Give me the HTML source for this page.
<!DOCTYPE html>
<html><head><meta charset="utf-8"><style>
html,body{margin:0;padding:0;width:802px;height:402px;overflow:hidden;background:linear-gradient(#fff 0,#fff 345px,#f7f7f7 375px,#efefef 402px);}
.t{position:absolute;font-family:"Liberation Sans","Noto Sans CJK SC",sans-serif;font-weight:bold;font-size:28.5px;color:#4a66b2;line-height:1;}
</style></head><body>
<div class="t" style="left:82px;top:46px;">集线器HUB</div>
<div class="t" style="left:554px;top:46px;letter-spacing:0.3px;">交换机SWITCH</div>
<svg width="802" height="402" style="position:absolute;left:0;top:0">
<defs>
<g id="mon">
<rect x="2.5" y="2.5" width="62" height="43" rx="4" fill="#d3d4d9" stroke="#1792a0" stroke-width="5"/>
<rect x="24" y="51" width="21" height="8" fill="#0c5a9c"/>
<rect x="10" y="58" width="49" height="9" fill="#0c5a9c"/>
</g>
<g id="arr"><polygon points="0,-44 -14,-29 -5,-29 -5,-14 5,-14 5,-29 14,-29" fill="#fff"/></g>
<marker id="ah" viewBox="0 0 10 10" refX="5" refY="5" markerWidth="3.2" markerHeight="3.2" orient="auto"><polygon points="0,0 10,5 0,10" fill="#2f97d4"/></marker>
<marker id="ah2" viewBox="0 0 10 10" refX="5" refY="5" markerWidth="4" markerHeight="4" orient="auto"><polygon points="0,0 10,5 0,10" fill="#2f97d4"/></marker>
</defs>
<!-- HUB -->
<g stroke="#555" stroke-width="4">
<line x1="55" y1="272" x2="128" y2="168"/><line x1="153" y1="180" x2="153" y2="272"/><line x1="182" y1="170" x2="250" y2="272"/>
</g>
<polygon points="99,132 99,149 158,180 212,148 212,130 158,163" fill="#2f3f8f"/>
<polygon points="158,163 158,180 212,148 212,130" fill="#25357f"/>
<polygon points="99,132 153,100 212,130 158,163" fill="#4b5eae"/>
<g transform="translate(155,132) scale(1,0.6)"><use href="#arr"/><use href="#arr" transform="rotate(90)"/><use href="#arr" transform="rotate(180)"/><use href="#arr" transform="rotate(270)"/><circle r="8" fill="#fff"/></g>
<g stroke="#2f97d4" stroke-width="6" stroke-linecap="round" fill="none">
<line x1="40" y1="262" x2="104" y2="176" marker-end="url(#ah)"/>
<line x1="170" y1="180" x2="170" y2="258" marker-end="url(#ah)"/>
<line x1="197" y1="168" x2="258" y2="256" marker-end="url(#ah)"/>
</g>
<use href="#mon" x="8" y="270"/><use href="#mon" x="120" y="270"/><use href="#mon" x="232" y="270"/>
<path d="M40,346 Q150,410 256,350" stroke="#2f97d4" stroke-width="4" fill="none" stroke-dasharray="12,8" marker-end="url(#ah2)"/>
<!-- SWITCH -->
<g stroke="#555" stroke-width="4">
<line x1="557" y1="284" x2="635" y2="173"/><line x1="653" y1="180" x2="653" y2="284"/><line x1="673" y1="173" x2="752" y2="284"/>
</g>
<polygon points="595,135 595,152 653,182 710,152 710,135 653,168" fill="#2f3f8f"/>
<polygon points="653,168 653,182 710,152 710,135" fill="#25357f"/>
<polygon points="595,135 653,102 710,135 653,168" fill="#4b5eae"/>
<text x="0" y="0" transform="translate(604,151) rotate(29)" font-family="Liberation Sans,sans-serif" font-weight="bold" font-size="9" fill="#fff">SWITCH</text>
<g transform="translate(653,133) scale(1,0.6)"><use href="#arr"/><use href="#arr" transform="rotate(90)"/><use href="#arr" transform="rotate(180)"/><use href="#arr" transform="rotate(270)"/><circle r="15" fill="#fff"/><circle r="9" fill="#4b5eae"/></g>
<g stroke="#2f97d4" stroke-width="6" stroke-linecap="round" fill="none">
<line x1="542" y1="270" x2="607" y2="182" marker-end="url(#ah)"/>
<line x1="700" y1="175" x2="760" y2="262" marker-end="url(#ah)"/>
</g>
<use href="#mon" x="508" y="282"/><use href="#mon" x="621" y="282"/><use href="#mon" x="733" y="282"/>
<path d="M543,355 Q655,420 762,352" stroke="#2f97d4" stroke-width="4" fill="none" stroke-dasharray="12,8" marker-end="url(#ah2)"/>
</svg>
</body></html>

====================

JOB: Give the listing again, word for word.

OUTPUT:
Give me the HTML source for this page.
<!DOCTYPE html>
<html><head><meta charset="utf-8"><style>
html,body{margin:0;padding:0;width:802px;height:402px;overflow:hidden;background:linear-gradient(#fff 0,#fff 345px,#f7f7f7 375px,#efefef 402px);}
.t{position:absolute;font-family:"Liberation Sans","Noto Sans CJK SC",sans-serif;font-weight:bold;font-size:28.5px;color:#4a66b2;line-height:1;}
</style></head><body>
<div class="t" style="left:82px;top:46px;">集线器HUB</div>
<div class="t" style="left:554px;top:46px;letter-spacing:0.3px;">交换机SWITCH</div>
<svg width="802" height="402" style="position:absolute;left:0;top:0">
<defs>
<g id="mon">
<rect x="2.5" y="2.5" width="62" height="43" rx="4" fill="#d3d4d9" stroke="#1792a0" stroke-width="5"/>
<rect x="24" y="51" width="21" height="8" fill="#0c5a9c"/>
<rect x="10" y="58" width="49" height="9" fill="#0c5a9c"/>
</g>
<g id="arr"><polygon points="0,-44 -14,-29 -5,-29 -5,-14 5,-14 5,-29 14,-29" fill="#fff"/></g>
<marker id="ah" viewBox="0 0 10 10" refX="5" refY="5" markerWidth="3.2" markerHeight="3.2" orient="auto"><polygon points="0,0 10,5 0,10" fill="#2f97d4"/></marker>
<marker id="ah2" viewBox="0 0 10 10" refX="5" refY="5" markerWidth="4" markerHeight="4" orient="auto"><polygon points="0,0 10,5 0,10" fill="#2f97d4"/></marker>
</defs>
<!-- HUB -->
<g stroke="#555" stroke-width="4">
<line x1="55" y1="272" x2="128" y2="168"/><line x1="153" y1="180" x2="153" y2="272"/><line x1="182" y1="170" x2="250" y2="272"/>
</g>
<polygon points="99,132 99,149 158,180 212,148 212,130 158,163" fill="#2f3f8f"/>
<polygon points="158,163 158,180 212,148 212,130" fill="#25357f"/>
<polygon points="99,132 153,100 212,130 158,163" fill="#4b5eae"/>
<g transform="translate(155,132) scale(1,0.6)"><use href="#arr"/><use href="#arr" transform="rotate(90)"/><use href="#arr" transform="rotate(180)"/><use href="#arr" transform="rotate(270)"/><circle r="8" fill="#fff"/></g>
<g stroke="#2f97d4" stroke-width="6" stroke-linecap="round" fill="none">
<line x1="40" y1="262" x2="104" y2="176" marker-end="url(#ah)"/>
<line x1="170" y1="180" x2="170" y2="258" marker-end="url(#ah)"/>
<line x1="197" y1="168" x2="258" y2="256" marker-end="url(#ah)"/>
</g>
<use href="#mon" x="8" y="270"/><use href="#mon" x="120" y="270"/><use href="#mon" x="232" y="270"/>
<path d="M40,346 Q150,410 256,350" stroke="#2f97d4" stroke-width="4" fill="none" stroke-dasharray="12,8" marker-end="url(#ah2)"/>
<!-- SWITCH -->
<g stroke="#555" stroke-width="4">
<line x1="557" y1="284" x2="635" y2="173"/><line x1="653" y1="180" x2="653" y2="284"/><line x1="673" y1="173" x2="752" y2="284"/>
</g>
<polygon points="595,135 595,152 653,182 710,152 710,135 653,168" fill="#2f3f8f"/>
<polygon points="653,168 653,182 710,152 710,135" fill="#25357f"/>
<polygon points="595,135 653,102 710,135 653,168" fill="#4b5eae"/>
<text x="0" y="0" transform="translate(604,151) rotate(29)" font-family="Liberation Sans,sans-serif" font-weight="bold" font-size="9" fill="#fff">SWITCH</text>
<g transform="translate(653,133) scale(1,0.6)"><use href="#arr"/><use href="#arr" transform="rotate(90)"/><use href="#arr" transform="rotate(180)"/><use href="#arr" transform="rotate(270)"/><circle r="15" fill="#fff"/><circle r="9" fill="#4b5eae"/></g>
<g stroke="#2f97d4" stroke-width="6" stroke-linecap="round" fill="none">
<line x1="542" y1="270" x2="607" y2="182" marker-end="url(#ah)"/>
<line x1="700" y1="175" x2="760" y2="262" marker-end="url(#ah)"/>
</g>
<use href="#mon" x="508" y="282"/><use href="#mon" x="621" y="282"/><use href="#mon" x="733" y="282"/>
<path d="M543,355 Q655,420 762,352" stroke="#2f97d4" stroke-width="4" fill="none" stroke-dasharray="12,8" marker-end="url(#ah2)"/>
</svg>
</body></html>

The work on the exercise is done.